# Instructions to follow
Identify all lines in the listing that include the word "this", and copy them out.

# Provided data
************
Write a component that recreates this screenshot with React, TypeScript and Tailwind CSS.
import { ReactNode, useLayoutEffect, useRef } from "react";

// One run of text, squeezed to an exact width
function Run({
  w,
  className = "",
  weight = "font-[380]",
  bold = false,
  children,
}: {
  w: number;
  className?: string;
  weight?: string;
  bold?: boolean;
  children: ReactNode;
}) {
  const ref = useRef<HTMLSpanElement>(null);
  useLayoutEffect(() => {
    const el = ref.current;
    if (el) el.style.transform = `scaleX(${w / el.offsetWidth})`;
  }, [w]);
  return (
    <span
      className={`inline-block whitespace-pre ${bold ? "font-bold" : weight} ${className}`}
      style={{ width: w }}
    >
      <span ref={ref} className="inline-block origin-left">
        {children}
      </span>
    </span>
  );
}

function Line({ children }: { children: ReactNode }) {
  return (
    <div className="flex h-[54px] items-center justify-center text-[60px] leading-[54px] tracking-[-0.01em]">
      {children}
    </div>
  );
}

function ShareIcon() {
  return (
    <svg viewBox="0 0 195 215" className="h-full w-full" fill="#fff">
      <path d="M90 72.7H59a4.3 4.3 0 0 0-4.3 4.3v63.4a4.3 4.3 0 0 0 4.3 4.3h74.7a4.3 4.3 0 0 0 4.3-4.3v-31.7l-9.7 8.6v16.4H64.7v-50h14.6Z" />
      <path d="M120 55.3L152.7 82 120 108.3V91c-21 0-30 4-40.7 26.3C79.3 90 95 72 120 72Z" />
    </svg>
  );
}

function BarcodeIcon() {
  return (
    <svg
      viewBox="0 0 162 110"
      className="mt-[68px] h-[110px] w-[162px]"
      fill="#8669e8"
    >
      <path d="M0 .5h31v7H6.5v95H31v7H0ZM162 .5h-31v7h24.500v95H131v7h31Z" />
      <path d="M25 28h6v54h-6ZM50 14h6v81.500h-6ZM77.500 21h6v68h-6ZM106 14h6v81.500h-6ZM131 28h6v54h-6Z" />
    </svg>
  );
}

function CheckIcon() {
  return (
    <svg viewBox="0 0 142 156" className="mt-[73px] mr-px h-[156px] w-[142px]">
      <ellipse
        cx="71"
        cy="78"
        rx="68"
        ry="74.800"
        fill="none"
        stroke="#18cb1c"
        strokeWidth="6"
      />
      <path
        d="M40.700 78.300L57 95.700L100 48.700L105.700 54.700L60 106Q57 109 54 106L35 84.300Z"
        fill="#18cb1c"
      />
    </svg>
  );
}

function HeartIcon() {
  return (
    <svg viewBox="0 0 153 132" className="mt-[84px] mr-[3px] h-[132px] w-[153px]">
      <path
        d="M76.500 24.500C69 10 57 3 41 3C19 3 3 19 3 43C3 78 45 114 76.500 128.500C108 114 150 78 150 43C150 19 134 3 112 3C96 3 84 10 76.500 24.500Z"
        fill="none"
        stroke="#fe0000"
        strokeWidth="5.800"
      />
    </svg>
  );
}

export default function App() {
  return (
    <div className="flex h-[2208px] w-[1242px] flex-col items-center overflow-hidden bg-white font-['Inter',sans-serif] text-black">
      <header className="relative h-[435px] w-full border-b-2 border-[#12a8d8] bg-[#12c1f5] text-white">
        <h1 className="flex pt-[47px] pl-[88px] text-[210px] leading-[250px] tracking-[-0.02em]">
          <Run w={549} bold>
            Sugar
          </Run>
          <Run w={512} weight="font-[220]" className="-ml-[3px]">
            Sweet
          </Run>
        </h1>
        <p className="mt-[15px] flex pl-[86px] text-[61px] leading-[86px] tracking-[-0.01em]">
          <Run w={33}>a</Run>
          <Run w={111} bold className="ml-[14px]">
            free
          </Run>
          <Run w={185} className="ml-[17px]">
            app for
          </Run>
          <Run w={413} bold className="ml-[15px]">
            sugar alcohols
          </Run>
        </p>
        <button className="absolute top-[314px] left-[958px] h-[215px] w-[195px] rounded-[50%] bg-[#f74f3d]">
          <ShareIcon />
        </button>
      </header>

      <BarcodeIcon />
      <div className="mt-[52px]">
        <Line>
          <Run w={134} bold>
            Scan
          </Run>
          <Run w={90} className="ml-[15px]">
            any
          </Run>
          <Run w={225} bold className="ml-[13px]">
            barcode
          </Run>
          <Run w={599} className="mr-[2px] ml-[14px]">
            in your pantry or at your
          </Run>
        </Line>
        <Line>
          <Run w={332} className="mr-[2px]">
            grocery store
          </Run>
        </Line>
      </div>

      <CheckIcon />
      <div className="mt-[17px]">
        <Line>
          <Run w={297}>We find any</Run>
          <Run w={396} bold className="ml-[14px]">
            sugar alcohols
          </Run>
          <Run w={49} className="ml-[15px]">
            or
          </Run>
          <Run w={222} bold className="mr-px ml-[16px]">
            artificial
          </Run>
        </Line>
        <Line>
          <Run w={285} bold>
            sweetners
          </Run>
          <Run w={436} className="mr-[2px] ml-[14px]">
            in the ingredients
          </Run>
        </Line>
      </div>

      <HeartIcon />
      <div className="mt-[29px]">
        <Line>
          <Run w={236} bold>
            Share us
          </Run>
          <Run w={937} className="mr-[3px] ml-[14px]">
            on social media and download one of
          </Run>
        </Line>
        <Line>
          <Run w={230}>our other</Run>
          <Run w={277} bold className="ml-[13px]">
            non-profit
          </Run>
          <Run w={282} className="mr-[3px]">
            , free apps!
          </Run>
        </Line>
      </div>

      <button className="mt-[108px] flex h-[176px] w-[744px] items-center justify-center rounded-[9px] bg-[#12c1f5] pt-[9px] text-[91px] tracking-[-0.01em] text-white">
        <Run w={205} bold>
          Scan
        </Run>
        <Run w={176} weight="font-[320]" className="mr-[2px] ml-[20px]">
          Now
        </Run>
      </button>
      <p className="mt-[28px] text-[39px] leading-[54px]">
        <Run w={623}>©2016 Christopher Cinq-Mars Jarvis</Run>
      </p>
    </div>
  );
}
************
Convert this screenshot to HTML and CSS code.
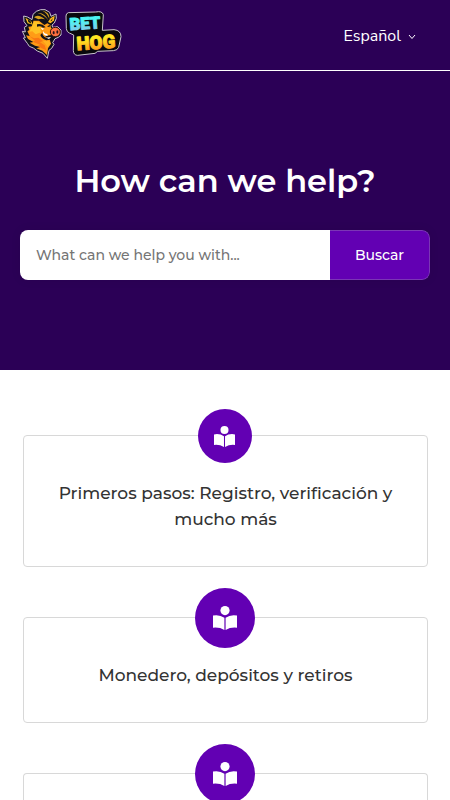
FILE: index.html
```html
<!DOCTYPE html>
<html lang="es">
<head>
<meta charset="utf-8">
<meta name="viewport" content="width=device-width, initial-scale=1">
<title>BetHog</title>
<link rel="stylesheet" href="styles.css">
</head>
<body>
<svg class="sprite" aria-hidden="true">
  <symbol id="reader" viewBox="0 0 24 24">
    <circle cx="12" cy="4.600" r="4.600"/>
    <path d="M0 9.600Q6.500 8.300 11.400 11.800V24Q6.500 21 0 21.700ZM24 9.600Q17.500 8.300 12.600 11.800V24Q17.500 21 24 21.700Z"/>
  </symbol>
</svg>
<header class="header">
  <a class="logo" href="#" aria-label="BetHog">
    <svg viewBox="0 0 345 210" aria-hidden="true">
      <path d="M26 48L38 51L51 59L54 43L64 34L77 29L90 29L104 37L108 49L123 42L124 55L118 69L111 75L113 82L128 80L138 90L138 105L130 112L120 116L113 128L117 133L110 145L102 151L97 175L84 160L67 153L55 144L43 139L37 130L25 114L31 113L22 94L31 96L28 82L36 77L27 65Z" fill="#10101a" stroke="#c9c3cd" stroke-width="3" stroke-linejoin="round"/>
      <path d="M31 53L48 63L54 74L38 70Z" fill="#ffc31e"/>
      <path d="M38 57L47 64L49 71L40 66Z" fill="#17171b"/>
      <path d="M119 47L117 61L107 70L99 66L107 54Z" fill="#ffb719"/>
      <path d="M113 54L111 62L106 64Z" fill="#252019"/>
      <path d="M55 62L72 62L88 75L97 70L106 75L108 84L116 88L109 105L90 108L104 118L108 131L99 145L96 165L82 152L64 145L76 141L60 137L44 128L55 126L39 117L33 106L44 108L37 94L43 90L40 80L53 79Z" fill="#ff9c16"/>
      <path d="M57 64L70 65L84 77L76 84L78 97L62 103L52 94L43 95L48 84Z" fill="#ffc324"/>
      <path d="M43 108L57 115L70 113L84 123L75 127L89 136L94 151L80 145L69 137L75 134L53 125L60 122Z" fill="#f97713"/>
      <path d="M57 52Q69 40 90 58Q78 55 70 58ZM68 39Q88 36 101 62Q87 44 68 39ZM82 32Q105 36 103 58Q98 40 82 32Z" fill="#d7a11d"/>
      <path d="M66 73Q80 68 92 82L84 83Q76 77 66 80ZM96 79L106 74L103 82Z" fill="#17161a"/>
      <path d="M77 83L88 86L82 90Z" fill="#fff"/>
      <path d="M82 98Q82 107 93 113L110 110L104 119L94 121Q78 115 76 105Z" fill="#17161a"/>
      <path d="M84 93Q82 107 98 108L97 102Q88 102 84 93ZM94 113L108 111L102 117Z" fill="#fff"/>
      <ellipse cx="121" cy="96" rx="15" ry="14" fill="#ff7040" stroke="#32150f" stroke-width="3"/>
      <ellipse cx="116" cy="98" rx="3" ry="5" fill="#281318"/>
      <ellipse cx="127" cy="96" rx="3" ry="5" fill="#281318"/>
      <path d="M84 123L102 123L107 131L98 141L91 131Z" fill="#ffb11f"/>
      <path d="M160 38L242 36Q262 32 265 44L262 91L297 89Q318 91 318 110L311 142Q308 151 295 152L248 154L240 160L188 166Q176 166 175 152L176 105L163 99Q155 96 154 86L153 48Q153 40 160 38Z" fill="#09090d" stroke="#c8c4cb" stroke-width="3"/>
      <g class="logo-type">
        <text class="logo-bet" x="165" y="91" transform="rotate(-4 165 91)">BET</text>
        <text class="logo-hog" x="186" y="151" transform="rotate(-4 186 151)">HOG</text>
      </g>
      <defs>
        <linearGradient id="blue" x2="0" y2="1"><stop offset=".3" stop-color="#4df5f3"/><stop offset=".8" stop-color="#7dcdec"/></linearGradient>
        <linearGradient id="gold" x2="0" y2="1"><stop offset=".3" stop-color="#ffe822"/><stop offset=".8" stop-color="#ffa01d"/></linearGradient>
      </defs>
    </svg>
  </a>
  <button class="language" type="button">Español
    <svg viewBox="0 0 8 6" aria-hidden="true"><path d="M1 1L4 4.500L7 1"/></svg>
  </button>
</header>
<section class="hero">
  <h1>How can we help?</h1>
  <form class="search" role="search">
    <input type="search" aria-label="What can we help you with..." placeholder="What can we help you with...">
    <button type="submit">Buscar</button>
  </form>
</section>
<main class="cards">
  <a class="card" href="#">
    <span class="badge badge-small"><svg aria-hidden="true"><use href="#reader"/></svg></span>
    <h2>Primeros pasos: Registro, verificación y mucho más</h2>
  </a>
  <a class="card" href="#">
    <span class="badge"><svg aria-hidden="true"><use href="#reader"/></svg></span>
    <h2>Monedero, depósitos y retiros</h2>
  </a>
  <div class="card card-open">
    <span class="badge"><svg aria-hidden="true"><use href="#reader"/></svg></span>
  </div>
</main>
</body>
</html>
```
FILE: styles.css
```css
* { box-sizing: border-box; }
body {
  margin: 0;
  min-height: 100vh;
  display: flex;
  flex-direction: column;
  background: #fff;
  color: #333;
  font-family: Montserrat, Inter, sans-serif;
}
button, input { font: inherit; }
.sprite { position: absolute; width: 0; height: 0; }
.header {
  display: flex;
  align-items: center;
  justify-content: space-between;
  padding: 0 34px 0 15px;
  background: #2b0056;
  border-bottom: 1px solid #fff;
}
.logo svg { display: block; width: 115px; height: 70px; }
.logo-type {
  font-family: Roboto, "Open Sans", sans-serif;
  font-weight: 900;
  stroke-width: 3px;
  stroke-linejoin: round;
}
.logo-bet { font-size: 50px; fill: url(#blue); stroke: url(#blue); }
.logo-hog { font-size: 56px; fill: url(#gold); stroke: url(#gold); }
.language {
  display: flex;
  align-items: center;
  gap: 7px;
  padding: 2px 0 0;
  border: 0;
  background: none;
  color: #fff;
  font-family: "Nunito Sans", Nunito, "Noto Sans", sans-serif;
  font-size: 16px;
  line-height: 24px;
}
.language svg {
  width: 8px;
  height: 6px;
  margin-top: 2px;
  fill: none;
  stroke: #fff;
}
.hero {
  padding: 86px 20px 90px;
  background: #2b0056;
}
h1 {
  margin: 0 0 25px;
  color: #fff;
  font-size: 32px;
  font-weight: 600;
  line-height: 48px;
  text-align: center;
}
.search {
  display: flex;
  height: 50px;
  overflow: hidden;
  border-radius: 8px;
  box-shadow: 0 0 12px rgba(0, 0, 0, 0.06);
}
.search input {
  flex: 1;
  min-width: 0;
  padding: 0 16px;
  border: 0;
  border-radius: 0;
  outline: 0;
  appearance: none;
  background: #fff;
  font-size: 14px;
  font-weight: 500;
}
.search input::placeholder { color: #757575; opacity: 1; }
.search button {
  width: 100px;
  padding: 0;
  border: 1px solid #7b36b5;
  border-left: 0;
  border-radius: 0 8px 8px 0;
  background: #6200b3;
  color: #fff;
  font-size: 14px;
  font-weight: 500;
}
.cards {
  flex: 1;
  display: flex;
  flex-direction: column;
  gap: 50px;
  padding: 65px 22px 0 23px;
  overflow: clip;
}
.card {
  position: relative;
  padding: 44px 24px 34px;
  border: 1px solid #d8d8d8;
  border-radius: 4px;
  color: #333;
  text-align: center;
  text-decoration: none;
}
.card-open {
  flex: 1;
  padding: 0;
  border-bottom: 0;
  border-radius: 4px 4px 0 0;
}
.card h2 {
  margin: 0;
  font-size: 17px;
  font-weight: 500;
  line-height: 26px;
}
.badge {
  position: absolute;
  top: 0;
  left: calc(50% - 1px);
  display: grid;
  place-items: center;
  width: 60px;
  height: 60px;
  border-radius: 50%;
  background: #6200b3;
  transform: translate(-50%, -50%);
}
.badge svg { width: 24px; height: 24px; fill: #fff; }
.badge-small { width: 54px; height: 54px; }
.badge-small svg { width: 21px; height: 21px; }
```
************
# Result below
Write a component that recreates this screenshot with React, TypeScript and Tailwind CSS.
Convert this screenshot to HTML and CSS code.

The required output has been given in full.